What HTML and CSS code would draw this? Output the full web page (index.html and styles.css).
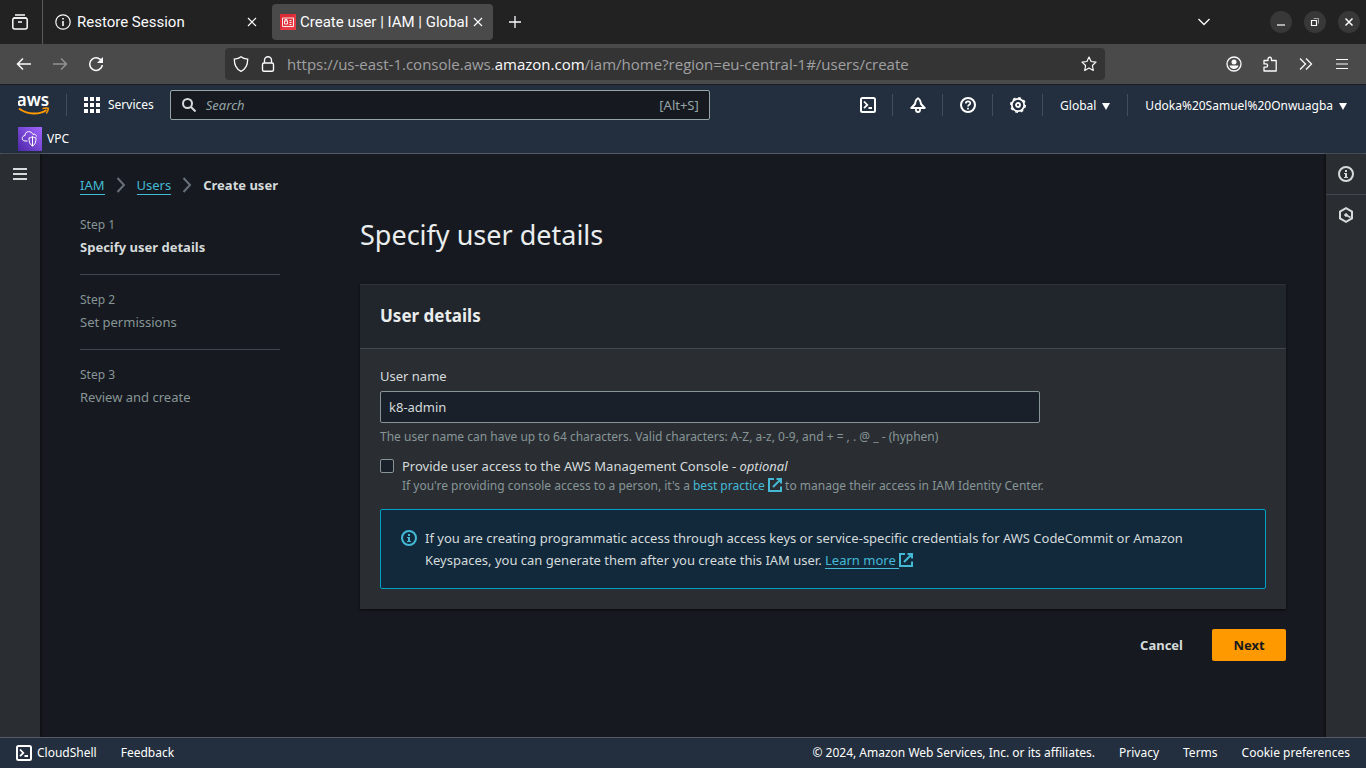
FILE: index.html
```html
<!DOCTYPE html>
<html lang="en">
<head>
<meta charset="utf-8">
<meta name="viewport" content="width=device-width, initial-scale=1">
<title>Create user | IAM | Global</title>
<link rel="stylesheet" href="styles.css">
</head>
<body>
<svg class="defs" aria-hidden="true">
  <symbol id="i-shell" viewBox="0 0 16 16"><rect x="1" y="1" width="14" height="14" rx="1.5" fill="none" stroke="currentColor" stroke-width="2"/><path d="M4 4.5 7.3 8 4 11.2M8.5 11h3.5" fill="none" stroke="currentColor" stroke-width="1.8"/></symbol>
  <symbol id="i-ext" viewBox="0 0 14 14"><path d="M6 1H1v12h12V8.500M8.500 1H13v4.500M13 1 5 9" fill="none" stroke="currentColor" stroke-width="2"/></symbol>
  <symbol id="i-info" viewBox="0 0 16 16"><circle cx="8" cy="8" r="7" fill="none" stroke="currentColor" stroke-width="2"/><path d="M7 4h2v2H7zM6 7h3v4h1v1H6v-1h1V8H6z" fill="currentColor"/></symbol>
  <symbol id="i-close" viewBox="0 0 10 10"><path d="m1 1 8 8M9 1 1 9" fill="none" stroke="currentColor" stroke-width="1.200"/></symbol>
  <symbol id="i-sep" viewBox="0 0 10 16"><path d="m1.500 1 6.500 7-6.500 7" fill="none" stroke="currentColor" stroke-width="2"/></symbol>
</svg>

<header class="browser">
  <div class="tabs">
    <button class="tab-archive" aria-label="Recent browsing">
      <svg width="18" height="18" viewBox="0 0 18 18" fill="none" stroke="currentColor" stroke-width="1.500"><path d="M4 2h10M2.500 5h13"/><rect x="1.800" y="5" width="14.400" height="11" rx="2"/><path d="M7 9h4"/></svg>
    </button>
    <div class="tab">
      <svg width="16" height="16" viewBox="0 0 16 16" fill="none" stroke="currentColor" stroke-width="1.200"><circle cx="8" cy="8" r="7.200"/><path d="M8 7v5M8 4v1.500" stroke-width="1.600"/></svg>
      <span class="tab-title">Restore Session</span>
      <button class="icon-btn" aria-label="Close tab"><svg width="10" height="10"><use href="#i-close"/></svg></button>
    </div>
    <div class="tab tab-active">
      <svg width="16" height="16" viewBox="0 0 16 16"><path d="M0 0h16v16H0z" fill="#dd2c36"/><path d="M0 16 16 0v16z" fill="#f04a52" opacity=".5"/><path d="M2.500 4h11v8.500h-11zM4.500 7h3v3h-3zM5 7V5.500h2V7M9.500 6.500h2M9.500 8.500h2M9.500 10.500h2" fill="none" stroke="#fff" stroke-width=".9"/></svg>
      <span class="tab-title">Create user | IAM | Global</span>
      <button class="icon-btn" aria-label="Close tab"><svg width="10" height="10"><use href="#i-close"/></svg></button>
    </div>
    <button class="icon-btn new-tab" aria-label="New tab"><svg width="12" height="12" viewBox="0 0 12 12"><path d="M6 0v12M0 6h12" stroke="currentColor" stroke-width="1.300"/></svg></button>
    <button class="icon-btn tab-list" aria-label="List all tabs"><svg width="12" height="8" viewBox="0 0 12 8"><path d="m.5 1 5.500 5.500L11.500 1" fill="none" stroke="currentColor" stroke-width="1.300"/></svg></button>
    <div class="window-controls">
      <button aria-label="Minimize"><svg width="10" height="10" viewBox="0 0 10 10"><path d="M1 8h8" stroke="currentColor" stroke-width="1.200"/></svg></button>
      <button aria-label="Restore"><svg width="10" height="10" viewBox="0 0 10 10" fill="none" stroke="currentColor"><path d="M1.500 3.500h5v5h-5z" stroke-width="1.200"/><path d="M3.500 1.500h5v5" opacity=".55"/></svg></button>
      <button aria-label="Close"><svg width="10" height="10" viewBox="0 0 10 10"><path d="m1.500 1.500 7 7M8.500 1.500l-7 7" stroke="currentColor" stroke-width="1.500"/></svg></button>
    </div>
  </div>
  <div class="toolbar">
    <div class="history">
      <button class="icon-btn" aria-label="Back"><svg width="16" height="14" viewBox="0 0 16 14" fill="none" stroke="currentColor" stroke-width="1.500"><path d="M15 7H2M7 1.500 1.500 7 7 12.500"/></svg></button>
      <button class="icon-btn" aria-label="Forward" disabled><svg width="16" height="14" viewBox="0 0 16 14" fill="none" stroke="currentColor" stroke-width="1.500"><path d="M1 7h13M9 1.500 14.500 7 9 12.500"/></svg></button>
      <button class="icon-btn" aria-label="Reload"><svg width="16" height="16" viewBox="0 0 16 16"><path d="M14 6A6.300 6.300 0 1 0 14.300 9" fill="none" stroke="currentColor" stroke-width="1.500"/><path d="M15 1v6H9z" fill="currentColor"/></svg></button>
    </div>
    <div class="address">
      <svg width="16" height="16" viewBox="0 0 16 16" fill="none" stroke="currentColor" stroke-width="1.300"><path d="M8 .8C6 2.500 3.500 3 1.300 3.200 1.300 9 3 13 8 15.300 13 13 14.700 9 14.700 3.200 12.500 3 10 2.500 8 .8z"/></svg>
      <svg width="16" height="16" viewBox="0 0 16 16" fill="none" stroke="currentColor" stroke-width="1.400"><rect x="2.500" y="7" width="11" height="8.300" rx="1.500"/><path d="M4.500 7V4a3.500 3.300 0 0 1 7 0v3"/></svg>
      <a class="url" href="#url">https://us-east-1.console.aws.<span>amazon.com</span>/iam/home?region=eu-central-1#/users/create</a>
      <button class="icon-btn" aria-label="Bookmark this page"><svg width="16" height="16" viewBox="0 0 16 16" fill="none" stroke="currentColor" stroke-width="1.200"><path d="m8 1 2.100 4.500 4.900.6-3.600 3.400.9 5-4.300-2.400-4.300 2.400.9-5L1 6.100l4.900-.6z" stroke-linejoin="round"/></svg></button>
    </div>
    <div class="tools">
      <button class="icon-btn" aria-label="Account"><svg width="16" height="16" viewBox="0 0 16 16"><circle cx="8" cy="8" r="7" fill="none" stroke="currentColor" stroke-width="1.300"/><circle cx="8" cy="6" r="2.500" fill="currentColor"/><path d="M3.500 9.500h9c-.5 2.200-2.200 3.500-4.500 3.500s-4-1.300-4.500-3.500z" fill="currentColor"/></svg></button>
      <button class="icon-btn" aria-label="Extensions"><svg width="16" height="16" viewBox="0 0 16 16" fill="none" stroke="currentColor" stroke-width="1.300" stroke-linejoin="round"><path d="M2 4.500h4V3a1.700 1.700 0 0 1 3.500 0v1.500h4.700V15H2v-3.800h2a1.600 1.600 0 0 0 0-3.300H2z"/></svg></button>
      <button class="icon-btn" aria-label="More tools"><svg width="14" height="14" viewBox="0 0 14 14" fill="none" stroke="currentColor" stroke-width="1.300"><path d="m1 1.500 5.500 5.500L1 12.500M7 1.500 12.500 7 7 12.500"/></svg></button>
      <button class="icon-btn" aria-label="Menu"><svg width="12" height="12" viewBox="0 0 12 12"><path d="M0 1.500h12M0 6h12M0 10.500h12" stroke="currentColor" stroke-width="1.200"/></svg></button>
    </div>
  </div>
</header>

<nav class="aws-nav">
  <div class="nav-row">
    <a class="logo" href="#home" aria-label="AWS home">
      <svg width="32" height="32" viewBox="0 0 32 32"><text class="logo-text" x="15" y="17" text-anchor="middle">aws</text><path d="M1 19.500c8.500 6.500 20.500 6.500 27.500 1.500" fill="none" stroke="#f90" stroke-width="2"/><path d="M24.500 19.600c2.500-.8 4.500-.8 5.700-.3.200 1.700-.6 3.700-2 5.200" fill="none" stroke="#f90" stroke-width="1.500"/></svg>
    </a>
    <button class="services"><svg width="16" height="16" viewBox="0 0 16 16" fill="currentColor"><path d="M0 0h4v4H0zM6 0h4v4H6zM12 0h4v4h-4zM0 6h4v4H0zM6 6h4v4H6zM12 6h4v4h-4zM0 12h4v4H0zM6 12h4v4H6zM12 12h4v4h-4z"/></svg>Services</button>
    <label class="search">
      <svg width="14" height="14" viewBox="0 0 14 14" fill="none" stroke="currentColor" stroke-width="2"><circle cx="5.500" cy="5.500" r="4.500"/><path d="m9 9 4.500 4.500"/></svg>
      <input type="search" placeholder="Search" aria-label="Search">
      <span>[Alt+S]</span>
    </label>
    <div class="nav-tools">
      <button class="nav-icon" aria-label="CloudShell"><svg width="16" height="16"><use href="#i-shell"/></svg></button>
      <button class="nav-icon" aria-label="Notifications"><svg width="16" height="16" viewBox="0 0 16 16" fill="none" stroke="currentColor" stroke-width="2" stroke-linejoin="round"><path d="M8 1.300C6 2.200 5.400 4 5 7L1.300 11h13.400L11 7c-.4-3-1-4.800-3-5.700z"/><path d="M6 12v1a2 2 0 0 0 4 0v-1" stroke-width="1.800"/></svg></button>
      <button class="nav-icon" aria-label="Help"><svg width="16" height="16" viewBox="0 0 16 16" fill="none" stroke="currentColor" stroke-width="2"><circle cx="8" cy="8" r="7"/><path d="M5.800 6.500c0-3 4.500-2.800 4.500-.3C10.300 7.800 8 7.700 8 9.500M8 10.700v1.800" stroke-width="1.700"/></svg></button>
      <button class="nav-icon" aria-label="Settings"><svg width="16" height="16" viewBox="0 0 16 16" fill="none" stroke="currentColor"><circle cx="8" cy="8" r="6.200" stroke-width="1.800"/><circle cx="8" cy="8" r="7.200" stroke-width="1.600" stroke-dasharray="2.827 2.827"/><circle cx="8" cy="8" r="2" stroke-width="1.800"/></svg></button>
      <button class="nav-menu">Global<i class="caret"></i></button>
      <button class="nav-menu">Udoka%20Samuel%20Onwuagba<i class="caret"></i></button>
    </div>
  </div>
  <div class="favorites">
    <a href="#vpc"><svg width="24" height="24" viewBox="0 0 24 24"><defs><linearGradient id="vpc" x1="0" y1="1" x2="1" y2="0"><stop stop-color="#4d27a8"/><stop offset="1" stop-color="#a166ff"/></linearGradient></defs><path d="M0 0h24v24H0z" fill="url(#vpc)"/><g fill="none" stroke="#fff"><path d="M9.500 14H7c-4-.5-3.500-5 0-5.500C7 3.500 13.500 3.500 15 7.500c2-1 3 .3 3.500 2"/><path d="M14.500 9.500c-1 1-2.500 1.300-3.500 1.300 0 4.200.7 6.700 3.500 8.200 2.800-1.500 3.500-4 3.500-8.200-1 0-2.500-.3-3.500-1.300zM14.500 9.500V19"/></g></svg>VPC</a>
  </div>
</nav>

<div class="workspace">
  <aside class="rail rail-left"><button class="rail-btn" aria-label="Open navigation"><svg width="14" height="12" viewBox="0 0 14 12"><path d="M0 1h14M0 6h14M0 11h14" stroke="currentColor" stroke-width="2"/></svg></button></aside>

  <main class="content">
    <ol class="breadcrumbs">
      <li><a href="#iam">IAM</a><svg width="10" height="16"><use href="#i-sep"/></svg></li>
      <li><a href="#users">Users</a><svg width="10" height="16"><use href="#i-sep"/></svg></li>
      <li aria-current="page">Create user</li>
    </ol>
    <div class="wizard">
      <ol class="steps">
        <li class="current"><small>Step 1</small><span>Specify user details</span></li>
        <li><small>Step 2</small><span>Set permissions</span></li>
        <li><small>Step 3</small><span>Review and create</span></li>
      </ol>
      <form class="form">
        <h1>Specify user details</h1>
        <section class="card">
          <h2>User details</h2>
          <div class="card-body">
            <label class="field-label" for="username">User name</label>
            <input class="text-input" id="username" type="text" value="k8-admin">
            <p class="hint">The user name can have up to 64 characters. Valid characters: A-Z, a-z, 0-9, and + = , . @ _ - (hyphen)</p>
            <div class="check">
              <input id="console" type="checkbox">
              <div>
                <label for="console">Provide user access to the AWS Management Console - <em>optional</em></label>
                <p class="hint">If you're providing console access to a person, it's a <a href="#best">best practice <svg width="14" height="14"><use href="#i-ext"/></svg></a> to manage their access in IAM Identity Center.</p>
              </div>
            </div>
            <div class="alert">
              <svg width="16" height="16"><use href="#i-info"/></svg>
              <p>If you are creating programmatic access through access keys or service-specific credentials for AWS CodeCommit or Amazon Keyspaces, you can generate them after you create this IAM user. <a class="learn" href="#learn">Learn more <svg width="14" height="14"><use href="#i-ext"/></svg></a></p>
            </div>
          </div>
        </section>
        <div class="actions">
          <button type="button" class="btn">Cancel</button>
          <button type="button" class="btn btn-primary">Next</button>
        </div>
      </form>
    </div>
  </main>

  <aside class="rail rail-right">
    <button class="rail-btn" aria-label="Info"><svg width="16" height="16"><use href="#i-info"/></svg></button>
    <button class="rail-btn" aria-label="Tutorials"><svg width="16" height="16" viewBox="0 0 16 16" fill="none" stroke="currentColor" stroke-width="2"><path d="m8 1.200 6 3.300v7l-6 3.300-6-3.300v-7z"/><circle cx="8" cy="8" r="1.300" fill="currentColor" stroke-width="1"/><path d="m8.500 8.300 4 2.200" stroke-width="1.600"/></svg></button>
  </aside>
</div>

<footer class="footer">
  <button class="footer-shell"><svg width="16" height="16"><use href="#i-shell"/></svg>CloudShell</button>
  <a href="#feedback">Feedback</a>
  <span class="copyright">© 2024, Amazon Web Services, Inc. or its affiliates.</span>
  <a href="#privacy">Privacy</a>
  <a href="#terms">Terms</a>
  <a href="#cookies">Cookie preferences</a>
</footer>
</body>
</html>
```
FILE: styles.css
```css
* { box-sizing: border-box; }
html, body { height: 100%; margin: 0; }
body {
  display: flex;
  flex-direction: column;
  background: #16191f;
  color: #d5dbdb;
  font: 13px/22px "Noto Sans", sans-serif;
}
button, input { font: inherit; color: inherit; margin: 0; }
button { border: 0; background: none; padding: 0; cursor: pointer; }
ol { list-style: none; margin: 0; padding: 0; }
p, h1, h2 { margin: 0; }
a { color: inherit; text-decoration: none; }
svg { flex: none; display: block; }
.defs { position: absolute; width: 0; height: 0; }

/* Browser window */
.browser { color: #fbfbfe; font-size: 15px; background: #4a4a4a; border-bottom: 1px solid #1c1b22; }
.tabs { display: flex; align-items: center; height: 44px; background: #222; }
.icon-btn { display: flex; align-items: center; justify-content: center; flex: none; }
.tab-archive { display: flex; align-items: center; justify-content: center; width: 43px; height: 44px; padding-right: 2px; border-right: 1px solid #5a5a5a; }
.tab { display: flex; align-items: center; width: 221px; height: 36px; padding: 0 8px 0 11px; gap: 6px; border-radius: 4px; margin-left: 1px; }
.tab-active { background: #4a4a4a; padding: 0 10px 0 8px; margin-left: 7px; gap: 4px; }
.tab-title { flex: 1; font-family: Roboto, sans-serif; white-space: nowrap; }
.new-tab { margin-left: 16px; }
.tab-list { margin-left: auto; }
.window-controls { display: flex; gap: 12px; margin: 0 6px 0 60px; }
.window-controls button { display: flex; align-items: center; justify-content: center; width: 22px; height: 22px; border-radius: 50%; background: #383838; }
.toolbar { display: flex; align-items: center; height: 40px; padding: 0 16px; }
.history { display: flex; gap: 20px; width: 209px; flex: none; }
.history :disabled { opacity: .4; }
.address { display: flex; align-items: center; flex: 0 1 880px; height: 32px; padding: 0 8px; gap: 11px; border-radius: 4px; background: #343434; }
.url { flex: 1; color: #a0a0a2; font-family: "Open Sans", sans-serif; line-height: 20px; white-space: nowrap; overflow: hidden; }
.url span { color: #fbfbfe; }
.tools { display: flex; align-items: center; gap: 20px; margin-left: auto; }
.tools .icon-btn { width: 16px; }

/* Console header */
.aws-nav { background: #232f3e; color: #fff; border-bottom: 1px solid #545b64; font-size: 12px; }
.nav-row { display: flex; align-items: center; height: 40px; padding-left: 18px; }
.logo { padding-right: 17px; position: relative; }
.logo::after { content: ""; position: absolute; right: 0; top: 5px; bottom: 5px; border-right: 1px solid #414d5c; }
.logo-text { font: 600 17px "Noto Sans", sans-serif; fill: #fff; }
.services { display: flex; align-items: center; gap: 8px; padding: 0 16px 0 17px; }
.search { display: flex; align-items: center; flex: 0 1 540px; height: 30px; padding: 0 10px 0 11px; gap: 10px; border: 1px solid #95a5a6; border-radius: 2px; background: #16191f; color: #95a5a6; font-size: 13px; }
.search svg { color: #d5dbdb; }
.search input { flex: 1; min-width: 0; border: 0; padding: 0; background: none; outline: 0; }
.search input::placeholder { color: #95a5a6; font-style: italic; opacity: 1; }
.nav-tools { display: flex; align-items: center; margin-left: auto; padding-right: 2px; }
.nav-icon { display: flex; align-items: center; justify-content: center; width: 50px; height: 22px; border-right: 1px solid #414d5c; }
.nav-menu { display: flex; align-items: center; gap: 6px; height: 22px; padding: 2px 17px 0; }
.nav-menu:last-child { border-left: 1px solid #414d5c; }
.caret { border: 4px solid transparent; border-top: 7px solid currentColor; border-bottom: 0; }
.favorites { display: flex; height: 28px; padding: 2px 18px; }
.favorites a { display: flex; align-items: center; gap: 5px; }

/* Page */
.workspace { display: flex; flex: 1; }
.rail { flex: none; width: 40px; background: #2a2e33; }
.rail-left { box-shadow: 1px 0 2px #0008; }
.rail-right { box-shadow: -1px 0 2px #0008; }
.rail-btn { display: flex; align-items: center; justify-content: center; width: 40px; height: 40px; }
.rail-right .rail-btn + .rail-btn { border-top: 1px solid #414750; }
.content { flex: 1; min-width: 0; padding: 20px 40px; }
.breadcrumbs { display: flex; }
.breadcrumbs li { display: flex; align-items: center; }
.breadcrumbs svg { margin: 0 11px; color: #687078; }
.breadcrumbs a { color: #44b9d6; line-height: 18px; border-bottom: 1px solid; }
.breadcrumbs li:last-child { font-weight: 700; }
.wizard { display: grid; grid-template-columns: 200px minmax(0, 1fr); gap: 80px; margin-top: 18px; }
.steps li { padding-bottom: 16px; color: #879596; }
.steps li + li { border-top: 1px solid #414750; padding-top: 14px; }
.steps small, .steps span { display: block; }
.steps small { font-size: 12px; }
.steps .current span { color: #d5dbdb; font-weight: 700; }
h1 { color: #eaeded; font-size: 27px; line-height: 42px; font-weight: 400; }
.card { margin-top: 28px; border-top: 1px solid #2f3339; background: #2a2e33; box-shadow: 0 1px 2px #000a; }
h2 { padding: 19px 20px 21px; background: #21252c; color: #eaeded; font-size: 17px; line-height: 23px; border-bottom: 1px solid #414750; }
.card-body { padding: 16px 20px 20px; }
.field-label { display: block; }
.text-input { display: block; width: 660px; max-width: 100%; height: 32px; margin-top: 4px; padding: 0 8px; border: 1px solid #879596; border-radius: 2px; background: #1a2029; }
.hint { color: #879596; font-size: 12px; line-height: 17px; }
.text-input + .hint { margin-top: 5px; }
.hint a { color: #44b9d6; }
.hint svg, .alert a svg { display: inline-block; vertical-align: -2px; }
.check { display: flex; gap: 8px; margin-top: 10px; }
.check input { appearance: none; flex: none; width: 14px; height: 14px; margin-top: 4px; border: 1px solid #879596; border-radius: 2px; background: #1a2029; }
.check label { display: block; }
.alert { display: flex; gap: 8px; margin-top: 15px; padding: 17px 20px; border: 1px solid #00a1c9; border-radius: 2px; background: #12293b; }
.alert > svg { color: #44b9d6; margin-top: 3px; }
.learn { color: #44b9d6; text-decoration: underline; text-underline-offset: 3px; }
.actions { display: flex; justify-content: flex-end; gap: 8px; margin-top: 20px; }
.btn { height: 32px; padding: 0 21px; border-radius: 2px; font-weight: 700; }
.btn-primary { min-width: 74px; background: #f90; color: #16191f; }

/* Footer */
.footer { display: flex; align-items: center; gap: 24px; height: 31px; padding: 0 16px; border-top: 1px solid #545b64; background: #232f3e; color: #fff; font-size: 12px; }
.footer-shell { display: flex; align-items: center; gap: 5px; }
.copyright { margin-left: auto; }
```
◇ ◇ ◇ ◇
• [INSTRUCTIONS FOR THE TASK] Working from the listing above, pick out every line that has "this" and copy it.

• [ANSWER TO THE EXERCISE]
What HTML and CSS code would draw this? Output the full web page (index.html and styles.css).
      <button class="icon-btn" aria-label="Bookmark this page"><svg width="16" height="16" viewBox="0 0 16 16" fill="none" stroke="currentColor" stroke-width="1.200"><path d="m8 1 2.100 4.500 4.900.6-3.600 3.400.9 5-4.300-2.400-4.300 2.400.9-5L1 6.100l4.900-.6z" stroke-linejoin="round"/></svg></button>
              <p>If you are creating programmatic access through access keys or service-specific credentials for AWS CodeCommit or Amazon Keyspaces, you can generate them after you create this IAM user. <a class="learn" href="#learn">Learn more <svg width="14" height="14"><use href="#i-ext"/></svg></a></p>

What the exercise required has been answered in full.